The music sounds kind of military with percussions, trumpets and timpani but also mundane with the mandolin and the strings, to the point of being even nostalgic and the violins are the voice of this change in tone. But the first surprise is to hear a soprano in the role of Holophernes instead of a male voice. Is Italy that deprived of altos?

And it is redoubled with Holophernes' servant, Bagoas, a soprano too. The world of men, warriors, heroes reduced to women when castratos were meant, the voice of heroes. Then Judith appears, the enemy, the Israelis Holophernes is supposed to punish along with her rebellious tribes, ordered by Nabuchednezzar and she is the third soprano. Something's missing. Something is incorrect.

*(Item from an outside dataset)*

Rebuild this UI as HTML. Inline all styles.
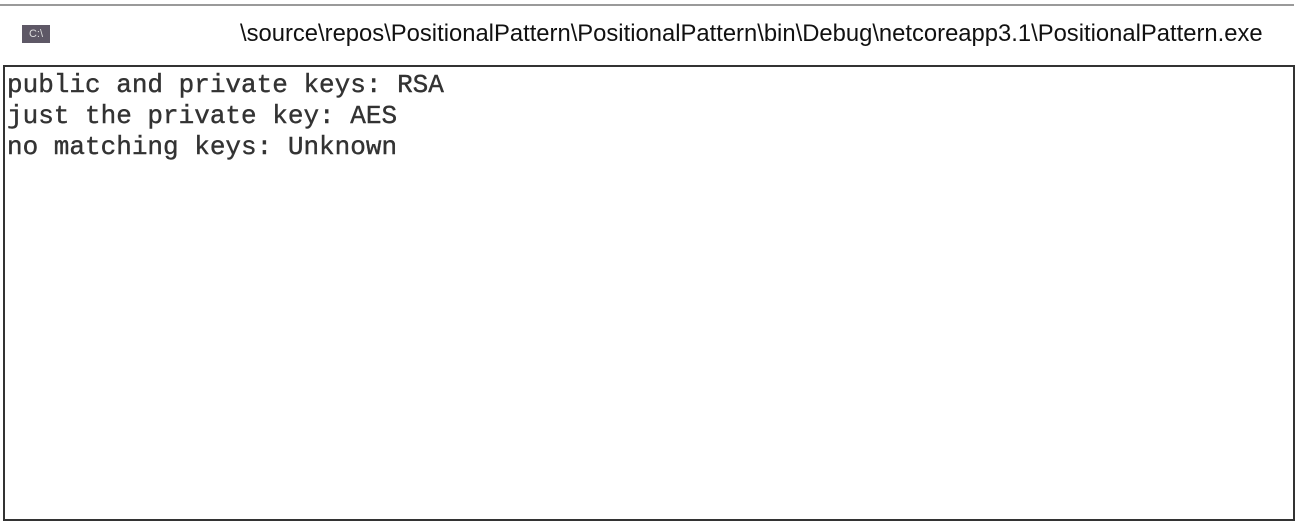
<!DOCTYPE html>
<html><head><style>
body{margin:0;width:1300px;height:526px;background:#fff;position:relative;overflow:hidden;font-family:"Liberation Sans",sans-serif}
.top{position:absolute;left:0;top:4px;width:1294px;height:2px;background:#9a9a9a}
.icon{position:absolute;left:22px;top:25px;width:28px;height:18px;background:#5e5866;color:#ddd;font-size:11px;line-height:18px;text-align:center;font-family:"Liberation Sans",sans-serif}
.title{position:absolute;left:240px;top:20px;font-size:23.8px;color:#111;white-space:nowrap}
.box{position:absolute;left:3px;top:65px;width:1288px;height:452px;border:2px solid #333}
pre{margin:0;position:absolute;left:2px;top:3px;font-family:"Liberation Mono",monospace;font-size:26px;line-height:31px;color:#333;-webkit-text-stroke:0.4px #333}
</style></head><body>
<div class="top"></div>
<div class="icon">C:\</div>
<div class="title">\source\repos\PositionalPattern\PositionalPattern\bin\Debug\netcoreapp3.1\PositionalPattern.exe</div>
<div class="box"><pre>public and private keys: RSA
just the private key: AES
no matching keys: Unknown</pre></div>
</body></html>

We miss the essential symbolism Vivaldi must have intended, the use of sexual attraction to defeat the victor in one sword blow and this from the only person that can attract Holophernes' sexual lust, a woman, provided Holophernes is a man, a warrior, a hero, a general. And Bagaos's Aria in the first act, "Quamvis ferro", cannot render the opposition of the top and the bottom of an alto's range in high drives and high jumps from the one to the other.

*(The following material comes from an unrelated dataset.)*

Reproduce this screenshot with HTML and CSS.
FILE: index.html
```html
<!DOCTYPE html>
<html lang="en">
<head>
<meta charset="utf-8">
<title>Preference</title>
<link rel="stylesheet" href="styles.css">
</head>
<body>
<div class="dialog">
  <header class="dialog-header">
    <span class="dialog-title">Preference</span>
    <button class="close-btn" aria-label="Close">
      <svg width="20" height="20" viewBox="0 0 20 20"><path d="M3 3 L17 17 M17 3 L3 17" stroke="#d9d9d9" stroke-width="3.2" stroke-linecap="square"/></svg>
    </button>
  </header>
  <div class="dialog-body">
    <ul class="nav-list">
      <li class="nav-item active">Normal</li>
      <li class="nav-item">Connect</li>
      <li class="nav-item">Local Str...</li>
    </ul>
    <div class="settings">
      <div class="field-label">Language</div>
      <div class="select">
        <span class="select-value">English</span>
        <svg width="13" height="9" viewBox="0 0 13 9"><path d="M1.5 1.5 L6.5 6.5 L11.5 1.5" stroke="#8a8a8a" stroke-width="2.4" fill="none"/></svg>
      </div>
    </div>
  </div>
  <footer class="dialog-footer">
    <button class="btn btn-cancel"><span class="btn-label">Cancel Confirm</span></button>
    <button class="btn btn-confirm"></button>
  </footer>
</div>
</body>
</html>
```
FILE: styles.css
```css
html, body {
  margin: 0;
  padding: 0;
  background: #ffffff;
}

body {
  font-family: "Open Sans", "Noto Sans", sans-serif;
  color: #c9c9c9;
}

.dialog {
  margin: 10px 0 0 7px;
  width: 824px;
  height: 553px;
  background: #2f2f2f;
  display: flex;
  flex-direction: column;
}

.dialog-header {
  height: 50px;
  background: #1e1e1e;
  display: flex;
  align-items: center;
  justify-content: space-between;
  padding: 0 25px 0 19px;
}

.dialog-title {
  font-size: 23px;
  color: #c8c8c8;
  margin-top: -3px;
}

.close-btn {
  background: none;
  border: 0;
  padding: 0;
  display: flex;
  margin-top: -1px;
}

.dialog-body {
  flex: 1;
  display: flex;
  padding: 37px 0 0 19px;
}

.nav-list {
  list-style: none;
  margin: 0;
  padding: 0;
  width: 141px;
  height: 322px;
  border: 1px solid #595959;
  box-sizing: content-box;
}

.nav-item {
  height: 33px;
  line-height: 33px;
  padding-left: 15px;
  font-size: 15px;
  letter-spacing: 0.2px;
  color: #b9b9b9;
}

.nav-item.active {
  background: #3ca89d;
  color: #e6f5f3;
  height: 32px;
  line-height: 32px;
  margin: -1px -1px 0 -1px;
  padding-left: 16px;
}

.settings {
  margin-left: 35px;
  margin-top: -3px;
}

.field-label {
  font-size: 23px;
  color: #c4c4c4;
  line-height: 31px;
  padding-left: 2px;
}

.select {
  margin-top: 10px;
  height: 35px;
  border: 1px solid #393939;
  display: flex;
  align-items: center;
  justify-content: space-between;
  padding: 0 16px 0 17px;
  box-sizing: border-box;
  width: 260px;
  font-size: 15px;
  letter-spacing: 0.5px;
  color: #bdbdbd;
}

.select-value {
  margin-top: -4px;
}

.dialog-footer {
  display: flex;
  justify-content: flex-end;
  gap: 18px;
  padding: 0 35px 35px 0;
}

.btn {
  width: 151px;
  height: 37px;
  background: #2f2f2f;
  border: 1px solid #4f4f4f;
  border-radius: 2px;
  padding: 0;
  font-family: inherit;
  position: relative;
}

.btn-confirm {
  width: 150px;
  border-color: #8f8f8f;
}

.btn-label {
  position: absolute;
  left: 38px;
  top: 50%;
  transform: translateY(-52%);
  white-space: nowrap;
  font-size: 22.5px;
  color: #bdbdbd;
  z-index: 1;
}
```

Same thing with Holophernes is opposed to Judith who is a soprano and works on the top of her vocal range. I would love to have Jazoussky and Expert in these two roles of Bagoas and Holophernes. To understand the problem we must know the argument. The Israelis had refused to serve Nabuchednezzar in one of his wars. After his victory he sends his general Holophernes to punish all these tribes.

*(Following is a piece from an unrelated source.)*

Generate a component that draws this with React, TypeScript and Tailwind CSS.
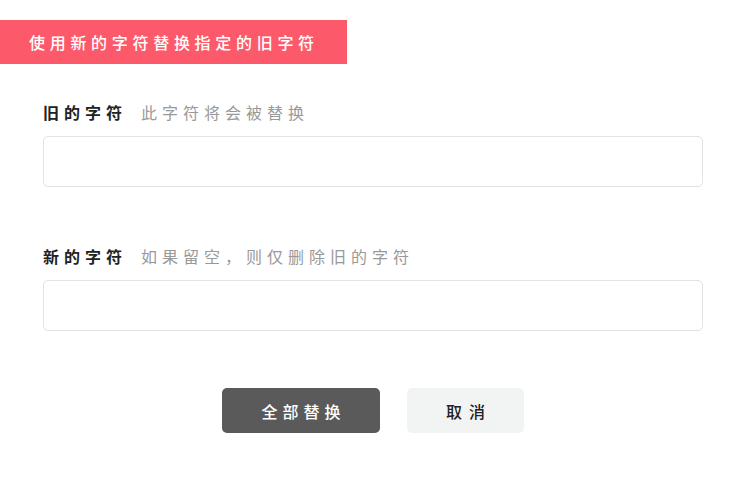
import React from "react";

const font = { fontFamily: '"Noto Sans CJK SC", "Noto Sans", sans-serif' };

export default function App() {
  return (
    <div className="w-[746px] h-[480px] bg-white" style={font}>
      <div className="pt-[20px]">
        <div className="w-[347px] h-[44px] bg-[#fc5a6a] flex items-center pl-[29px] text-white text-[16px] tracking-[4.7px] font-medium">
          使用新的字符替换指定的旧字符
        </div>
      </div>
      <div className="px-[43px]">
        <div className="mt-[36px] h-[24px] flex items-center">
          <span className="text-[16px] font-bold text-[#222] tracking-[5px]">旧的字符</span>
          <span className="ml-[14px] text-[16px] text-[#999] tracking-[5px]">此字符将会被替换</span>
        </div>
        <input className="mt-[12px] block w-[660px] h-[51px] border border-[#e3e3e3] rounded-[5px] outline-none px-3" />
        <div className="mt-[57px] h-[24px] flex items-center">
          <span className="text-[16px] font-bold text-[#222] tracking-[5px]">新的字符</span>
          <span className="ml-[14px] text-[16px] text-[#999] tracking-[5px]">如果留空，则仅删除旧的字符</span>
        </div>
        <input className="mt-[12px] block w-[660px] h-[51px] border border-[#e3e3e3] rounded-[5px] outline-none px-3" />
      </div>
      <div className="mt-[57px] flex justify-center gap-[27px]">
        <button className="w-[158px] h-[45px] rounded-[5px] bg-[#5a5a5a] text-white text-[16px] tracking-[5px] indent-[5px] font-medium">
          全部替换
        </button>
        <button className="w-[117px] h-[45px] rounded-[5px] bg-[#f2f4f3] text-[#222] text-[16px] tracking-[7px] indent-[7px] font-medium">
          取消
        </button>
      </div>
    </div>
  );
}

The Jewish elders are ready to submit to all the punishments he wants, including military defeat and slavery without even fighting. That's when Judith, a widow, decides to deceive Holophernes and redress the elders. She goes and submits to Holophernes exposing the cowardice and greedy egotism of the Israelis.

Then she manages to seduce him, get him drunk and behead him with his own sword. She is the new David who killed Goliath with a stone and then beheaded him with Goliath's own sword. Judith just replaced the stone with wine and the sling with her sex.

On the following day the Israelis repulse the Babylonian army. Not for long though since they will be enslaved by Nabuchednezzar, the Temple destroyed and looted, but that leads to Daniel. The opposition between two altos and two sopranos must embody the opposition between men and women, warriors and civilians, heroes and homemakers, Babylonians and Jews, and the whole Babylonian Persian civilization as opposed to the Jewish Semitic tradition. I remember a production by Malgoire in which he dressed Judith in purple and the Babylonians in yellow and red.

I had a discussion with him on the justifiable use of historically correct symbolism if it gets interfered with by more modern symbolisms, yellow the symbol of Jews in our consciousness and red the color of the socialist president then. The first act concludes with a chorus singing the glory of Judith at this point of the story when she is on the verge of conquering Holophernes, using the word "triumphando" as if her victory was going to be a military, quasi Roman triumph of a victorious general coming back to Rome.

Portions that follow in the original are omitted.